Qualitative → Quantitative Trick
When the user's outcome is qualitative, do not refuse — extract a checklist.
Pattern:
qualitative target: "match ICML formatting"
extracted artifact: CHECKLIST.md with 200+ rows
each row: a single yes/no judgment the model can make reliably
new stop rule: every row marked done in CHECKLIST.md
Macro judgment becomes the sum of micro judgments. The model that cannot rate "is this paper ICML-shaped" can rate any single row.
When you trigger this trick, write the checklist file into the repo at ./CHECKLIST.md (or a topic-specific name) and reference it as the stop rule in the emitted /goal. The agent itself can populate the checklist if a source-of-truth document exists (e.g. a style guide, a spec, a rubric).
Core Loop
1. detect RALPH.md
- if present: read Task, Constraints, Success Criteria, Verification Commands
- if absent: ask for the one-sentence outcome first
2. run the four checks
- Outcome → if multi-target, ask which one is the goal for this run
- Stop → if qualitative, run Qualitative → Quantitative trick
- Proxy → if validation > a few minutes, ask for proxy + fidelity policy
- Memory → check / create PLAN.md, EXPERIMENT_NOTES.md, EXPERIMENTS.md
3. emit the shaped /goal
- outcome-first, not process-first
- includes the stop command, proxy policy, memory contract
- copy-paste-able into a Codex thread
4. (optional) launch
- if the user is inside Codex, hand the prompt to `/goal`
- otherwise, print it and tell the user where to paste
Operating Rules
- Read
RALPH.md first when it exists. Do not re-ask what is already in it.
- Ask one repair question at a time, only for the failing check.
- Never emit a goal with an inferred stop condition. The user must approve the stop rule explicitly or the skill aborts.
- Prefer commands over prose for verification.
grep, pytest, npm run, exit codes.
- When a checklist is generated, write it to disk. Do not keep it in the conversation.
- Seed memory files as empty templates with section headers — do not invent contents.
- Keep the emitted
/goal under ~25 lines.
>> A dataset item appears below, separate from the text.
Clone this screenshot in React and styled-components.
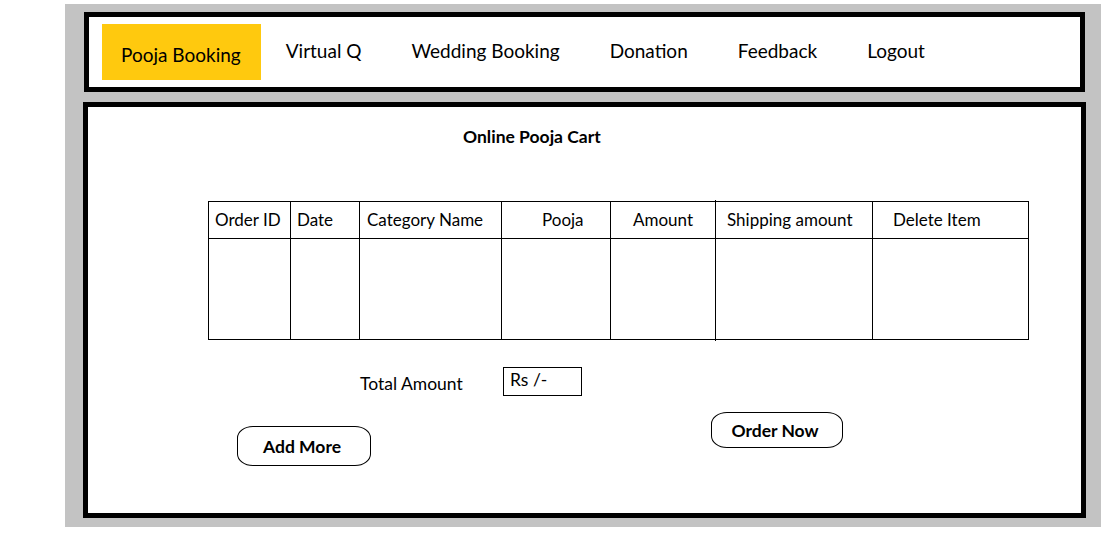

Beyond that, the model is reading too much process.
Output Format
The emitted goal follows this skeleton:
/goal <one-sentence outcome>.
Success means:
- <observable behavior 1>
- <observable behavior 2>
- final answer includes: changed files, validation output, residual risk
Stop rule:
- <command or N/N checklist>
Proxy policy (if applicable):
- per-iteration: <fast check>
- every Nth iteration: <full validation>
- divergence > X% → pause and report
Memory:
- read EXPERIMENTS.md before proposing a new approach
- append one row to EXPERIMENTS.md after every attempt (success or fail)
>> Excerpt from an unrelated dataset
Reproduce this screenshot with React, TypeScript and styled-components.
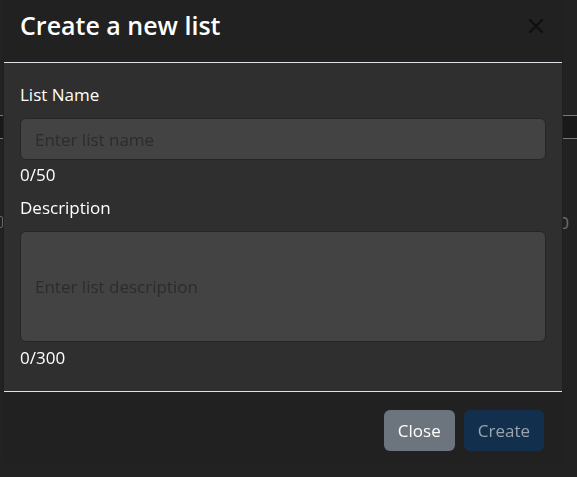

- keep PLAN.md current; use EXPERIMENT_NOTES.md as scratchpad
Constraints:
- <from RALPH.md Constraints>
Do not:
- run more than <budget> iterations without rerunning full validation
- mark complete on proxy alone
Memory File Templates
When seeding the three files, use these minimal templates so the agent has shape but no false content.
PLAN.md
# Plan
## Current outcome
<one sentence, copied from /goal>
## Next checkpoint
<the next observable thing that should be true>
## Backlog
-
EXPERIMENT_NOTES.md
# Scratchpad
<append-only running thoughts. older notes stay; do not edit history.>
EXPERIMENTS.md
# Experiments
| # | When | Attempt | Why | Result | Verdict |
|---|------|---------|-----|--------|---------|
| | | | | | |
Verdict values: kept, reverted, partial, dead-end. The dead-end rows are the most valuable — they keep the loop from re-entering failed paths after context compaction.
Internal State
Track this state while the skill runs:
RALPH.md present: yes / no
outcome (one sentence):
qualitative? yes / no
checklist file: path or none
validation command:
proxy used: yes / no
proxy fidelity policy:
memory files present: PLAN / NOTES / EXPERIMENTS
unresolved check: Outcome / Stop / Proxy / Memory / none
When unresolved check becomes none, emit the /goal and stop.
Refusal Conditions
The skill must refuse to emit a goal when:
- the outcome cannot be reduced to one sentence after one repair question
- the stop rule is qualitative and the user refuses to materialize a checklist
- the user wants to "keep improving forever" with no terminal state
Refusal message template:
This goal would not terminate. The stop rule is <missing | qualitative | open-ended>.
A /goal without a terminal state will fail in one of two ways: it either gives up
early or never stops. Re-shape the outcome, or run this as an open exploration
instead of /goal.
Relation to existing oh-my-ralph pieces
RALPH.md — source of truth for Task / Constraints / Success Criteria. This skill reads it; it does not replace it.
RALPH.png — visual contract. Untouched by this skill.
.ralph/prompts/codex-goal.md — researched notes + five copy-paste /goal templates. This skill uses those templates as starting points; it does not duplicate them.
- Native ralph (OMX / OMC / OmO / Ouroboros) — runs the actual loop.
/goal is an additional anchor for Codex specifically. This skill emits the goal; the native backend still executes.